Of course I went to the Alternate Doctor Who first... I was quite skeptical of a history that included Colin Baker as the only one of OUR history as The Doctor (but several years earlier and with better hair). I just assumed that in all but the Worst Possible Universes, we had Tom Baker and David Tennant sometime along the way. And the different manner in which it was revived (on the SciFi Channel with Anthony Stewart Head) seemed more of Best Possible Universe, for the production AND for the story arc with no need for a War Doctor...
posted by oneswellfoop at 7:04 PM on October 8, 2017 [1 favorite]


THE THIRTEENTH DOCTOR




Natalie Dormer


I'm in.
posted by Halloween Jack at 5:29 AM on October 9, 2017


My goodness, that Alternate Who saga was a great, well-thought-out read.
posted by DrAstroZoom at 8:35 AM on October 9, 2017


You have to pay a price in alternate timelines, though. Improve Dr. Who, and you get Charlton Heston as Batman, something like that.
posted by thelonius at 8:40 AM on October 9, 2017 [3 favorites]


They got Shatner as Batman instead of Adam West, which feels like a draw.
posted by nonasuch at 9:57 AM on October 9, 2017 [2 favorites]


*scrolls idly down the alternate Doctor Who timeline*

"Art Malik
(1987 – 1991)​"

*screeches to a halt*

*reads on*

ART MALIK AS THE DOCTOR WITH MICHELLE GOMEZ AS ACE

Guh. Swooony, suave, 80s Art Malik as the Doctor, with Michelle Gomez! Something I had never before considered, but now will haunt my dreams, daydreams, and possibly a large volume of harrassing letters written in red crayon to Big Finish.
posted by Vortisaur at 12:19 PM on October 9, 2017 [1 favorite]


I'm slightly confused - is the Who timeline just fantasy, or is it based on actual possible alternate choices?
posted by Grangousier at 3:34 PM on October 9, 2017


The Doctor Who timeline is alternate history, so it's not supposed to be pure fantasy casting but rather a 'plausible' sequence of events given some point of departure from our timeline. The site FAQ and the original discussion thread with feedback on the Who timeline may make the constraints and/or flexibility they work with there more clear.
posted by Wobbuffet at 5:08 PM on October 9, 2017


So fantasy, then. Which is fine, but not the kind of thing I'm interested in - what is fascinating with Who is the interplay between the corporate and editorial and budgetary constraints and the programme that was made. For example, it's entirely plausible that John le Mesurier might have been considered, though I can find no reference to it in his Wikipedia entry, and he had enough work as it was without committing to that kind of schedule for that kind of money. However, I know that Geoffrey "Catweazle" Bayldon was considered in both 1963 and 1966, so that might be an interesting conjecture. Similarly, Sylvester McCoy might have lost the job to his old boss Ken Campbell (who I think was magnificent, but the casting director definitely made the right choice there).

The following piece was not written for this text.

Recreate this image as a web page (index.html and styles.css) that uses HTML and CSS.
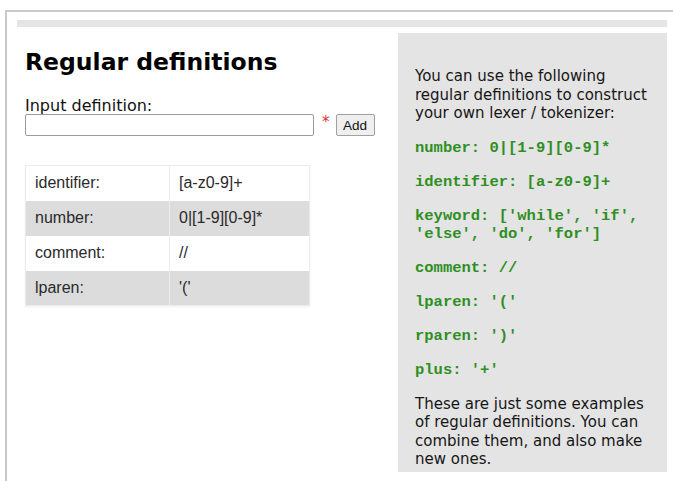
FILE: index.html
```html
<!DOCTYPE html>
<html>
<head>
<meta charset="utf-8">
<title>Regular definitions</title>
<link rel="stylesheet" href="styles.css">
</head>
<body>
<div class="frame">
  <div class="topbar"></div>
  <div class="content">
    <div class="main">
      <h1 class="title">Regular definitions</h1>
      <label class="field-label" for="def">Input definition:</label>
      <div class="field-row">
        <input id="def" class="field-input" type="text">
        <span class="required">*</span>
        <button class="add-btn" type="button">Add</button>
      </div>
      <table class="defs">
        <tr><td class="name">identifier:</td><td>[a-z0-9]+</td></tr>
        <tr class="alt"><td class="name">number:</td><td>0|[1-9][0-9]*</td></tr>
        <tr><td class="name">comment:</td><td>//</td></tr>
        <tr class="alt"><td class="name">lparen:</td><td>'('</td></tr>
      </table>
    </div>
    <aside class="help">
      <p>You can use the following regular definitions to construct your own lexer / tokenizer:</p>
      <p class="code">number: 0|[1-9][0-9]*</p>
      <p class="code">identifier: [a-z0-9]+</p>
      <p class="code">keyword: ['while', 'if', 'else', 'do', 'for']</p>
      <p class="code">comment: //</p>
      <p class="code">lparen: '('</p>
      <p class="code">rparen: ')'</p>
      <p class="code">plus: '+'</p>
      <p>These are just some examples of regular definitions. You can combine them, and also make new ones.</p>
    </aside>
  </div>
</div>
</body>
</html>
```
FILE: styles.css
```css
html, body {
  margin: 0;
  padding: 0;
  background: #fff;
  overflow: hidden;
}

body {
  font-family: "DejaVu Sans", Verdana, sans-serif;
  color: #111;
}

.frame {
  margin: 10px 0 0 5px;
  border-top: 2px solid #c9c9c9;
  border-left: 2px solid #c9c9c9;
  padding: 8px 6px 0 10px;
  height: 480px;
  box-sizing: border-box;
}

.topbar {
  height: 7px;
  background: #e5e5e5;
}

.content {
  display: flex;
  padding-top: 6px;
}

.main {
  flex: 1;
  padding-left: 8px;
}

.title {
  font-family: "DejaVu Sans", Verdana, sans-serif;
  font-weight: bold;
  font-size: 23.5px;
  margin: 15px 0 21px;
  color: #000;
}

.field-label {
  display: block;
  font-size: 16px;
  line-height: 17px;
  color: #111;
}

.field-row {
  display: flex;
  align-items: flex-start;
  margin-top: 0;
}

.field-input {
  width: 289px;
  height: 22px;
  box-sizing: border-box;
  border: 1px solid #9a9a9a;
  border-radius: 2px;
  margin: 0;
  padding: 0 3px;
  background: #fff;
}

.required {
  color: #e03030;
  font-family: "DejaVu Sans", sans-serif;
  font-size: 15px;
  margin: 1px 0 0 8px;
  line-height: 15px;
}

.add-btn {
  margin-left: 6px;
  margin-top: 0;
  height: 22px;
  width: 39px;
  padding: 0;
  font-family: "Liberation Sans", Arial, sans-serif;
  font-size: 13.5px;
  color: #111;
  background: #efefef;
  border: 1px solid #a0a0a0;
  border-radius: 2px;
}

.defs {
  margin-top: 29px;
  width: 285px;
  border-collapse: collapse;
  border: 1px solid #ececec;
  box-shadow: 0 1px 2px rgba(0, 0, 0, 0.06);
  font-family: "Liberation Sans", Arial, sans-serif;
  font-size: 16px;
  color: #2a2a2a;
}

.defs td {
  height: 35px;
  padding: 0 0 0 9px;
  box-sizing: border-box;
}

.defs td.name {
  width: 144px;
  border-right: 1px solid #ececec;
}

.defs tr.alt td {
  background: #dcdcdc;
}

.help {
  width: 269px;
  height: 439px;
  background: #e4e4e4;
  box-sizing: border-box;
  padding: 18px 12px 0 17px;
  font-size: 15px;
  line-height: 18.5px;
  color: #161616;
  overflow: hidden;
}

.help p {
  margin: 16px 0;
}

.help .code {
  font-family: "Liberation Mono", "Courier New", monospace;
  font-weight: bold;
  font-size: 15.5px;
  line-height: 18px;
  color: #2f8f1f;
}
```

Alternate history, like Science Fiction, is more interesting the fewer variables one changes - if we alter this one thing, how much does it alter what happened? If you just keep making stuff up, with no discipline, why bother? Without constraint, there's not even any fun.

If I seem to be missing the point, its because I really don't see what the point is. The history of Doctor Who is a through-line of over fifty years of BBC TV drama production. Pretending that it turned into a hit U.S. show at some point (which it wouldn't have, for a bunch of reasons), is less informative or entertaining than would justify the amount of typing necessary. As is my comment, of course, but for reasons I'll pass over I need the typing practice at the moment.
posted by Grangousier at 3:46 AM on October 10, 2017


Considering "Alternative Medicine" and the "Alt-Right", Alternate History is our last hope for redemption for keeping the three-letter prefix "alt" from becoming a total loss.